Çocuğun şahsiyetine saygı gösterilmelidir. İstenmeyen bir durumla karşılaştığında hayır diyebilmeyi öğrenebilmesi için, onu zorla sıkıştırmak, okşamak, öpmekten sakınmak gerekir. Sevmek istendiğinde kendisinden izin istenmelidir. 'Seni öpebilir miyim?' diye onun iznini istemek (asla dudaklarından öpülmemelidir) çocuğun kendine güven duygusunu geliştirmesine yardımcı olurken bedeninin kendisine ait olduğunu ve istemediği birinin ona dokunması durumunda reddedebileceğini öğretir. Çocuk zamanla bu duruma alışır ve hayır demeyi öğrenir.

Yalnız olduklarında dahi odalarına girerken izin istenmelidir. Böylece çocuklar, başkalarının odalarına girerken izin istemeleri gerektiğini kolayca öğrenebilirler.

Çantaları, dolap ve çekmeceleri karıştırılmamalıdır.

Çocuklara “kim kimdir?” bilinci verilmelidir. Çocuk babasının kardeşi olan amcasıyla “berber amca, şoför amca, bakkal amca vb” farkını öğrenmelidir. Şüpheciliğe meydan vermeden kime ne kadar güveneceği öğretilmelidir.
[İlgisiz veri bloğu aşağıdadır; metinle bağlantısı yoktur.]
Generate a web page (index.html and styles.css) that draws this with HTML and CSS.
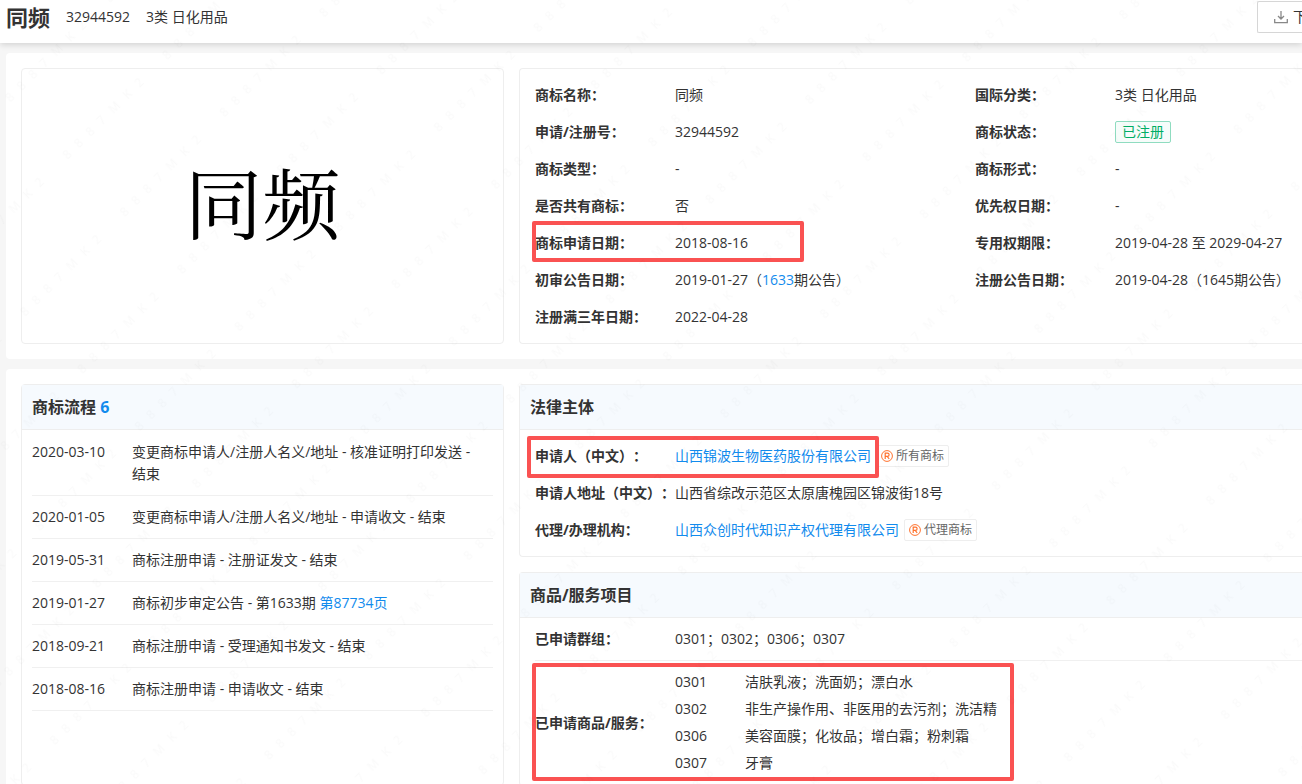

Diğer taraftan başkalarının özel hâllerini araştırmamak, özel konuşmalara kulak kabartmamak, aile içerisinde yaşanan özel durumları üçüncü kişilerle paylaşmamak gerektiği de öğretilmelidir.

Değerli Müminler!

Evlat yetiştirmek ve onlara örnek olmak gibi ağır bir vazifemiz var. Ev-aile mahremiyeti konusunda gerekli adımlar atılırsa bu vazifenin önemli bir kısmı yerine gelmiş olacaktır.

Vaazımızı Efendimiz Hz. Muhammed Mustafa’nın bir duası ile bitirelim:

اللَّهُمَّ إِنِّي أَسْأَلُكَ الْهُدَى وَالتُّقَى وَالْعفافَ والْغِنَى

Allah'ım! Senden hidayet, takva, iffet ve gönül zenginliği isterim.” (Müslim, Zikir 72)

Rabbimiz bizleri gözlerini haramdan sakınan iffetli müminlerden eylesin.